O episódio final é então utilizado em sua maior parte como prelúdio para a nova fase do Universo Cinematográfico da Marvel, usando de diálogos expositivos nem tão inspirados como os dos capítulos iniciais, e prejudicando o desenvolvimento de personagem que a série parecia estar disposta a ter. Loki e Sylvie ainda desfrutam de um momento para discutir sobre quem são, mas a escolha final a ser feita é menos sobre o destino de um Loki, e mais sobre o que a Marvel precisa que aconteça para suas produções futuras. Este problema foi o que mais minou o potencial de “Falcão e o Soldado Invernal”, e só não atrapalhou tanto “WandaVision” porque lá a história principal conseguiu ser o foco do início ao fim.

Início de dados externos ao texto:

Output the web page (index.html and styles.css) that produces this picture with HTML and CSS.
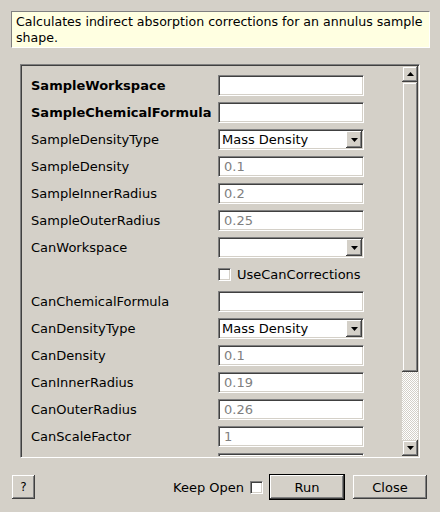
FILE: index.html
```html
<!DOCTYPE html>
<html>
<head>
<meta charset="utf-8">
<link rel="stylesheet" href="styles.css">
</head>
<body>
<div class="dialog">
  <div class="desc">Calculates indirect absorption corrections for an annulus sample shape.</div>

  <div class="frame">
    <div class="viewport">
      <div class="form">
        <div class="label bold">SampleWorkspace</div><div class="field"></div>
        <div class="label bold">SampleChemicalFormula</div><div class="field"></div>
        <div class="label">SampleDensityType</div><div class="combo"><span class="ctext">Mass Density</span><span class="cbtn"><svg width="7" height="4" viewBox="0 0 7 4"><polygon points="0,0 7,0 3.5,4" fill="#000"/></svg></span></div>
        <div class="label">SampleDensity</div><div class="field"><span class="ph">0.1</span></div>
        <div class="label">SampleInnerRadius</div><div class="field"><span class="ph">0.2</span></div>
        <div class="label">SampleOuterRadius</div><div class="field"><span class="ph">0.25</span></div>
        <div class="label">CanWorkspace</div><div class="combo"><span class="ctext"></span><span class="cbtn"><svg width="7" height="4" viewBox="0 0 7 4"><polygon points="0,0 7,0 3.5,4" fill="#000"/></svg></span></div>
        <div class="label"></div><div class="checkrow"><span class="check"></span><span>UseCanCorrections</span></div>
        <div class="label">CanChemicalFormula</div><div class="field"></div>
        <div class="label">CanDensityType</div><div class="combo"><span class="ctext">Mass Density</span><span class="cbtn"><svg width="7" height="4" viewBox="0 0 7 4"><polygon points="0,0 7,0 3.5,4" fill="#000"/></svg></span></div>
        <div class="label">CanDensity</div><div class="field"><span class="ph">0.1</span></div>
        <div class="label">CanInnerRadius</div><div class="field"><span class="ph">0.19</span></div>
        <div class="label">CanOuterRadius</div><div class="field"><span class="ph">0.26</span></div>
        <div class="label">CanScaleFactor</div><div class="field"><span class="ph">1</span></div>
        <div class="label"></div><div class="field"></div>
      </div>
    </div>
    <div class="scrollbar">
      <div class="sbtn"><svg width="7" height="4" viewBox="0 0 7 4"><polygon points="3.5,0 7,4 0,4" fill="#000"/></svg></div>
      <div class="thumb"></div>
      <div class="track"></div>
      <div class="sbtn"><svg width="7" height="4" viewBox="0 0 7 4"><polygon points="0,0 7,0 3.5,4" fill="#000"/></svg></div>
    </div>
  </div>

  <div class="bottom">
    <div class="btn help">?</div>
    <div class="spacer"></div>
    <span class="keep">Keep Open</span>
    <span class="check keepbox"></span>
    <div class="default"><div class="btn run">Run</div></div>
    <div class="btn close">Close</div>
  </div>
</div>
</body>
</html>
```
FILE: styles.css
```css
html, body {
  margin: 0;
  padding: 0;
  background: #d4d0c8;
  font-family: "DejaVu Sans", "Liberation Sans", sans-serif;
  font-size: 13px;
  color: #000;
  width: 440px;
  height: 512px;
  overflow: hidden;
}

.dialog {
  padding: 11px 0 0 11px;
}

.desc {
  box-sizing: border-box;
  width: 419px;
  height: 37px;
  background: #ffffe1;
  border: 1px solid;
  border-color: #808080 #ffffff #ffffff #808080;
  padding: 2px 0 1px 4px;
  font-size: 12.6px;
  line-height: 16px;
}

.frame {
  box-sizing: border-box;
  margin: 16px 0 0 9px;
  width: 400px;
  height: 394px;
  border: 1px solid;
  border-color: #808080 #ffffff #ffffff #808080;
  box-shadow: inset 1px 1px 0 #404040, inset -1px -1px 0 #d4d0c8;
  padding: 1px;
  display: flex;
}

.viewport {
  flex: 1;
  overflow: hidden;
}

.form {
  padding: 9px 0 0 9px;
  display: grid;
  grid-template-columns: 187px 146px;
  grid-auto-rows: 21px;
  row-gap: 6px;
  align-items: center;
}

.label {
  white-space: nowrap;
  line-height: 20px;
}

.bold {
  font-weight: bold;
}

.field, .combo {
  box-sizing: border-box;
  height: 21px;
  width: 146px;
  background: #fff;
  border: 1px solid;
  border-color: #808080 #ffffff #ffffff #808080;
  box-shadow: inset 1px 1px 0 #404040, inset -1px -1px 0 #d4d0c8;
  line-height: 19px;
  padding: 0 4px 0 5px;
}

.ph {
  color: #808080;
}

.combo {
  display: flex;
  padding: 1px 1px 1px 3px;
  line-height: 17px;
}

.ctext {
  flex: 1;
}

.cbtn {
  box-sizing: border-box;
  width: 16px;
  height: 17px;
  background: #d4d0c8;
  box-shadow: inset -1px -1px 0 #404040, inset 1px 1px 0 #ffffff, inset -2px -2px 0 #808080;
  display: flex;
  align-items: center;
  justify-content: center;
}

.checkrow {
  display: flex;
  align-items: center;
  gap: 6px;
  height: 21px;
}

.check {
  box-sizing: border-box;
  display: inline-block;
  width: 13px;
  height: 13px;
  background: #fff;
  border: 1px solid;
  border-color: #808080 #ffffff #ffffff #808080;
  box-shadow: inset 1px 1px 0 #404040, inset -1px -1px 0 #d4d0c8;
}

.scrollbar {
  width: 16px;
  display: flex;
  flex-direction: column;
}

.sbtn, .thumb {
  box-sizing: border-box;
  background: #d4d0c8;
  box-shadow: inset -1px -1px 0 #404040, inset 1px 1px 0 #d4d0c8, inset -2px -2px 0 #808080, inset 2px 2px 0 #ffffff;
}

.sbtn {
  height: 16px;
  display: flex;
  align-items: center;
  justify-content: center;
}

.thumb {
  height: 290px;
}

.track {
  flex: 1;
  background: repeating-conic-gradient(#ffffff 0 25%, #d4d0c8 0 50%) 0 0 / 2px 2px;
}

.bottom {
  margin-top: 16px;
  padding: 0 13px 0 1px;
  display: flex;
  align-items: center;
  height: 26px;
}

.btn {
  box-sizing: border-box;
  height: 24px;
  background: #d4d0c8;
  box-shadow: inset -1px -1px 0 #404040, inset 1px 1px 0 #ffffff, inset -2px -2px 0 #808080;
  display: flex;
  align-items: center;
  justify-content: center;
}

.help {
  width: 23px;
  font-size: 12px;
}

.spacer {
  flex: 1;
}

.keep {
  margin-right: 6px;
}

.keepbox {
  margin-right: 6px;
}

.default {
  box-sizing: border-box;
  width: 76px;
  height: 26px;
  border: 1px solid #000;
  margin-right: 8px;
}

.run {
  width: 74px;
}

.close {
  width: 74px;
}
```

Depois de três séries lançadas, é visível como a Marvel ainda está encontrando o jeito certo de transpor seu formato usado em filmes para uma produção com vários capítulos, que ainda por cima são lançados com intervalos de uma semana entre si. Todo esse tempo faz com que o público crie expectativas baseadas naquilo que assistem a cada novo episódio. Assim, apresentar uma ideia no início para depois abandoná-la, dificulta a confiança e, consequentemente, promove o desinteresse. Isso é algo que o MCU não pode permitir, ao estar entrando em uma nova fase dividida em filmes e séries, exigindo um comprometimento ainda maior dos fãs – e tendo de manter o apelo a novas audiências.

“Loki” ainda é uma ótima jornada, em grande parcela graças ao fenômeno que é Tom Hiddleston. O ator não só deu vida ao personagem, mas fez dele um ícone que vai além dos limites das telonas (e telinhas). E sua história ainda não acabou. A série já está renovada para uma segunda temporada, e o Deus da Trapaça deve desempenhar um importante papel no futuro desta complicada nova saga do MCU. O que é ser um Loki? É ser o que ele quiser ser… até mesmo alguém bom.